И вот на престол взошел Феодор II Ласкарис. Новый император заявил папским легатам, что готов рассмотреть вопрос об унии только на одном условии: чтобы он, как византийский император, а не папа римский, имел последнее слово на всех Соборах. То есть фактически Феодор говорил об идеале христианской империи времен Константина Великого, и не только говорил – он сам соответствовал этому идеалу. Он был прекрасно образован, его наставником был величайший энциклопедист и богослов того времени Никифор Влеммид, и, кроме того, Феодор II был очень набожным человеком, невероятно религиозным. Он составил знаменитый Великий канон Божией Матери, в котором есть такие очень удивительные и пронзительные слова: «Скорбных наведения обуревают смиренную мою душу, и напастей облацы мое покрывают сердце, Богоневестная, но, свет рождшая Божественный и Превечный, воссияй мне свет радостный». Когда читаешь эти слова, понимаешь, что они были не просто отвлеченной поэзией. Это был крик души. Феодор жил в очень тяжелое время, пытался вернуть константинопольский престол, воевал на два фронта. Кроме того, когда он уже вступил в права императора, на него напала какая-то странная болезнь. Георгий Акрополит говорил, что эта болезнь довела его фактически до состояния высохшего скелета, поэтому Феодору II Ласкарису свет радостный нужен был как никому другому.
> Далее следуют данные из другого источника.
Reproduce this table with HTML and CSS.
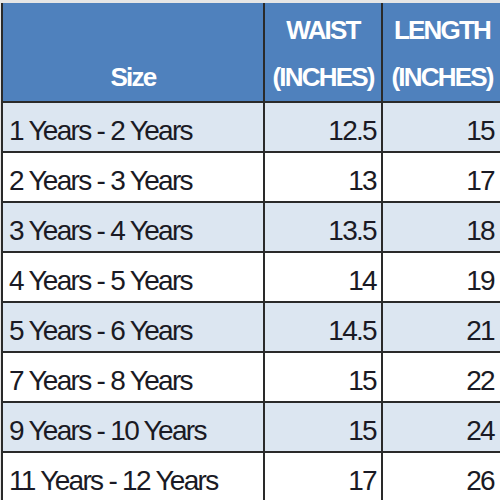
FILE: index.html
```html
<!DOCTYPE html>
<html lang="en">
<head>
  <meta charset="UTF-8" />
  <title>Size Chart</title>
  <link rel="stylesheet" href="styles.css">
</head>
<body>
  <div class="sheet">
    <table class="size-chart">
      <colgroup>
        <col class="col-size">
        <col class="col-waist">
        <col class="col-length">
      </colgroup>
      <thead>
        <tr>
          <th>Size</th>
          <th>WAIST<br>(INCHES)</th>
          <th>LENGTH<br>(INCHES)</th>
        </tr>
      </thead>
      <tbody>
        <tr class="shaded"><td>1 Years - 2 Years</td><td>12.5</td><td>15</td></tr>
        <tr><td>2 Years - 3 Years</td><td>13</td><td>17</td></tr>
        <tr class="shaded"><td>3 Years - 4 Years</td><td>13.5</td><td>18</td></tr>
        <tr><td>4 Years - 5 Years</td><td>14</td><td>19</td></tr>
        <tr class="shaded"><td>5 Years - 6 Years</td><td>14.5</td><td>21</td></tr>
        <tr><td>7 Years - 8 Years</td><td>15</td><td>22</td></tr>
        <tr class="shaded"><td>9 Years - 10 Years</td><td>15</td><td>24</td></tr>
        <tr><td>11 Years - 12 Years</td><td>17</td><td>26</td></tr>
      </tbody>
    </table>
  </div>
</body>
</html>
```

FILE: styles.css
```css
* {
  margin: 0;
  padding: 0;
  box-sizing: border-box;
}

body {
  background-color: #ffffff;
  overflow: hidden;
  width: 500px;
  height: 500px;
}

.sheet {
  background-color: #e6e6e6;
  padding-top: 3px;
  padding-left: 1px;
  width: 500px;
}

.size-chart {
  border-collapse: collapse;
  table-layout: fixed;
  width: 499px;
  font-family: "Liberation Sans", Arial, sans-serif;
  color: #1a1a24;
}

.col-size {
  width: 262px;
}

.col-waist {
  width: 118px;
}

.col-length {
  width: 119px;
}

th,
td {
  border: 2px solid #2a2a2a;
  vertical-align: bottom;
  white-space: nowrap;
}

th {
  background-color: #4f81bd;
  color: #ffffff;
  font-size: 26px;
  font-weight: bold;
  letter-spacing: -1.8px;
  line-height: 47px;
  height: 99px;
  padding-bottom: 0;
  text-align: center;
  border-top: none;
}

.size-chart th:last-child {
  border-right: none;
}

td {
  background-color: #ffffff;
  font-size: 28px;
  letter-spacing: -1.7px;
  line-height: 30px;
  height: 50px;
  padding: 0 5px 5px;
  text-align: right;
}

td:last-child {
  border-right: none;
  padding-right: 7px;
}

td:first-child {
  text-align: left;
  padding-left: 6px;
}

.shaded td {
  background-color: #dce6f1;
}
```
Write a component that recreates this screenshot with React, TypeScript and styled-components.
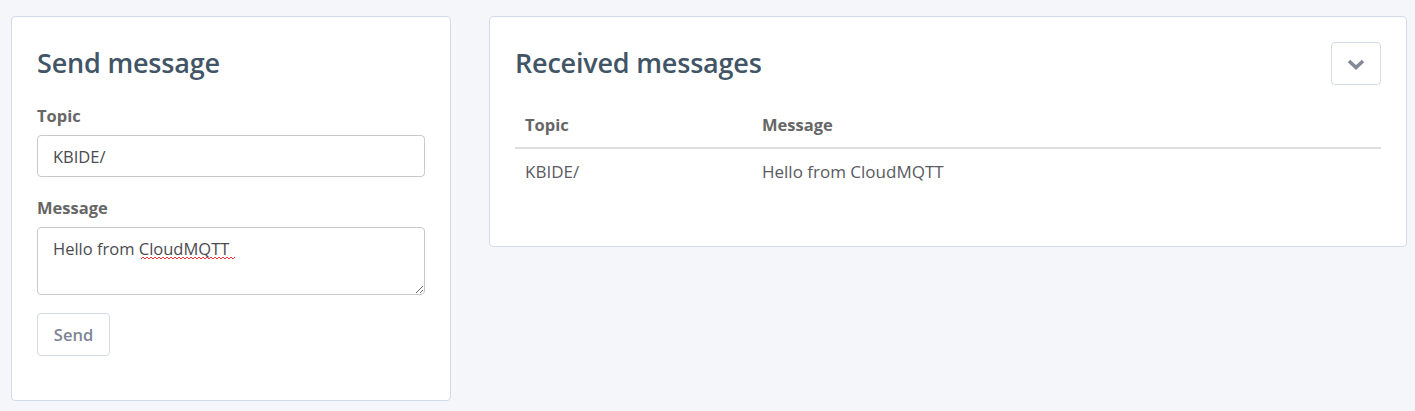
import React from "react";
import styled, { createGlobalStyle } from "styled-components";

const Global = createGlobalStyle`
  html, body { margin: 0; padding: 0; background: #f5f6fa; }
  body { font-family: "Open Sans", "Noto Sans", sans-serif; color: #555; }
  * { box-sizing: border-box; }
`;

const Page = styled.div`
  display: grid;
  grid-template-columns: 440px 918px;
  gap: 38px;
  align-items: start;
  padding: 16px 8px 10px 11px;
`;

const Card = styled.section<{ $pb: number }>`
  background: #fff;
  border: 1px solid #d3dae8;
  border-radius: 4px;
  padding: 29px 25px ${(p) => p.$pb}px 25px;
`;

const CardHeader = styled.div`
  display: flex;
  justify-content: space-between;
  align-items: flex-start;
`;

const Title = styled.h2`
  margin: 0;
  font-size: 27px;
  line-height: 34px;
  font-weight: 600;
  color: #415566;
  letter-spacing: -0.2px;
`;

const Label = styled.label`
  display: block;
  font-size: 16.5px;
  font-weight: 700;
  color: #666;
  line-height: 22px;
  margin: 0 0 8px;
`;

const Field = styled.div<{ $mt: number }>`
  margin-top: ${(p) => p.$mt}px;
`;

const Input = styled.input`
  display: block;
  width: 388px;
  height: 42px;
  padding: 0 15px;
  border: 1px solid #c9c9cc;
  border-radius: 4px;
  font: inherit;
  font-size: 16.5px;
  color: #4b4b50;
  background: #fff;
  outline: none;
`;

const AreaWrap = styled.div`
  position: relative;
  width: 388px;
`;

const TextArea = styled.textarea`
  display: block;
  width: 388px;
  height: 68px;
  padding: 9px 15px;
  border: 1px solid #c9c9cc;
  border-radius: 4px;
  font: inherit;
  font-size: 16.5px;
  line-height: 24px;
  color: #4b4b50;
  resize: vertical;
  outline: none;
`;

const Squiggle = styled.svg`
  position: absolute;
  left: 104px;
  top: 29px;
  pointer-events: none;
`;

const Button = styled.button`
  margin-top: 18px;
  height: 43px;
  width: 73px;
  border: 1px solid #d3dae8;
  border-radius: 4px;
  background: #fff;
  font: inherit;
  font-size: 16.5px;
  font-weight: 600;
  color: #7d8595;
  cursor: pointer;
`;

const IconButton = styled.button`
  width: 50px;
  height: 43px;
  margin-top: -4px;
  border: 1px solid #d3dae8;
  border-radius: 4px;
  background: #fff;
  display: flex;
  align-items: center;
  justify-content: center;
  padding: 0;
`;

const Table = styled.table`
  width: 100%;
  margin-top: 22px;
  border-collapse: collapse;
  font-size: 17px;
`;

const Th = styled.th<{ $w?: string }>`
  text-align: left;
  font-weight: 700;
  font-size: 16.5px;
  color: #666;
  padding: 7px 10px 11px;
  width: ${(p) => p.$w ?? "auto"};
  border-bottom: 2px solid #dedede;
  line-height: 22px;
`;

const Td = styled.td`
  color: #5a5a5f;
  padding: 12px 10px 9px;
  line-height: 22px;
`;

export default function App() {
  return (
    <>
      <Global />
      <Page>
        <Card $pb={44}>
          <Title>Send message</Title>
          <Field $mt={25}>
            <Label>Topic</Label>
            <Input defaultValue="KBIDE/" />
          </Field>
          <Field $mt={20}>
            <Label>Message</Label>
            <AreaWrap>
              <TextArea defaultValue="Hello from CloudMQTT" spellCheck={false} />
              <Squiggle width="95" height="4" viewBox="0 0 95 4" aria-hidden="true">
                <path
                  d="M0 3 L2 1 L4 3 L6 1 L8 3 L10 1 L12 3 L14 1 L16 3 L18 1 L20 3 L22 1 L24 3 L26 1 L28 3 L30 1 L32 3 L34 1 L36 3 L38 1 L40 3 L42 1 L44 3 L46 1 L48 3 L50 1 L52 3 L54 1 L56 3 L58 1 L60 3 L62 1 L64 3 L66 1 L68 3 L70 1 L72 3 L74 1 L76 3 L78 1 L80 3 L82 1 L84 3 L86 1 L88 3 L90 1 L92 3 L94 1"
                  fill="none"
                  stroke="#e8333a"
                  strokeWidth="1"
                />
              </Squiggle>
            </AreaWrap>
          </Field>
          <Button>Send</Button>
        </Card>
        <Card $pb={54}>
          <CardHeader>
            <Title>Received messages</Title>
            <IconButton aria-label="Toggle">
              <svg width="18" height="12" viewBox="0 0 18 12">
                <polyline
                  points="2,3 9,9.5 16,3"
                  fill="none"
                  stroke="#838a98"
                  strokeWidth="3.6"
                  strokeLinejoin="miter"
                />
              </svg>
            </IconButton>
          </CardHeader>
          <Table>
            <thead>
              <tr>
                <Th $w="237px">Topic</Th>
                <Th>Message</Th>
              </tr>
            </thead>
            <tbody>
              <tr>
                <Td>KBIDE/</Td>
                <Td>Hello from CloudMQTT</Td>
              </tr>
            </tbody>
          </Table>
        </Card>
      </Page>
    </>
  );
}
Эта болезнь рано свела императора в могилу. Феодор II правил всего четыре года. Все это время ему приходилось вести тяжелые войны на северных границах. К концу его правления против Никейской империи сформировалась коалиция, в которую вошли латинские княжества Греции, Эпир и даже Сицилийское королевство. Это была последняя надежда латинских императоров Константинополя, но в 1259 году, когда Феодора уже не было в живых, никейский полководец Иоанн разбил объединенное войско латинян и эпиротов в битве при Пелагонии. Судьба Латинской империи была решена. Император Феодор II скончался в 1258 году, оставив на престоле своего малолетнего сына, Иоанна IV. Регентство при нем он поручил своему другу Георгию Музалону, но уже на девятый день после смерти императора Георгий был убит, а власть захватил один из полководцев империи Михаил Палеолог. Он немедленно стал готовить поход на Константинополь.
В 1261 году, до взятия Константинополя, Михаил VII Палеолог подписал так называемый Нимфейский договор с Генуей. По этому договору он обещал генуэзцам, во-первых, свободную беспошлинную торговлю в Черном море, предоставление квартала в Константинополе бесплатно и самые привилегированные условия торговли на всей территории империи беспошлинно. За что? За то, что генуэзцы окажут помощь флотом. Почему это было надо? Потому что взять Константинополь в открытом бою без участия флота было невозможно, а у никейцев такого флота не было. Такой флот был у венецианцев.
Но тут произошло невероятное. Небольшой никейский отряд, всего восемьсот человек под командованием Алексея Стратигопула, проходил мимо Константинополя. Неподалеку от города к Алексею подошли несколько местных жителей, которые рассказали, что столица практически пуста, крестоносцы отправились в поход и в городе лишь крошечный гарнизон. Они пообещали открыть грекам потайные ворота, и в ночь на 25 июля 1261 года над башнями Константинополя вновь поднялись византийские стяги.
Император в это время был в отъезде, в поисках новых источников доходов он пытался захватить остров Лампедуза, и все крестоносное войско было в отсутствии. А когда они приплыли назад, хитроумный византийский полководец вывел на стены города женщин с половниками и кастрюлями, и они шумом и грохотом настолько напугали крестоносцев – подзорных труб тогда еще не было, и они не могли увидеть, что на стенах стоят не вооруженные рыцари, а просто женщины с половниками, – что в отчаянии император Балдуин поплыл назад в Европу, решив, что Константинополь для него потерян навсегда.
25 июля 1261 года Константинополь был возвращен. Шестьдесят лет латинского плена завершились. 15 августа император Михаил Палеолог торжественно въехал в столицу. Но какая картина предстала вернувшимся византийцам? Пожары 1204 года опустошили город. Если до прихода крестоносцев в нем проживало несколько сотен тысяч людей, то теперь едва ли их насчитывалась пара десятков. Храмы лежали в руинах, монастыри были разрушены.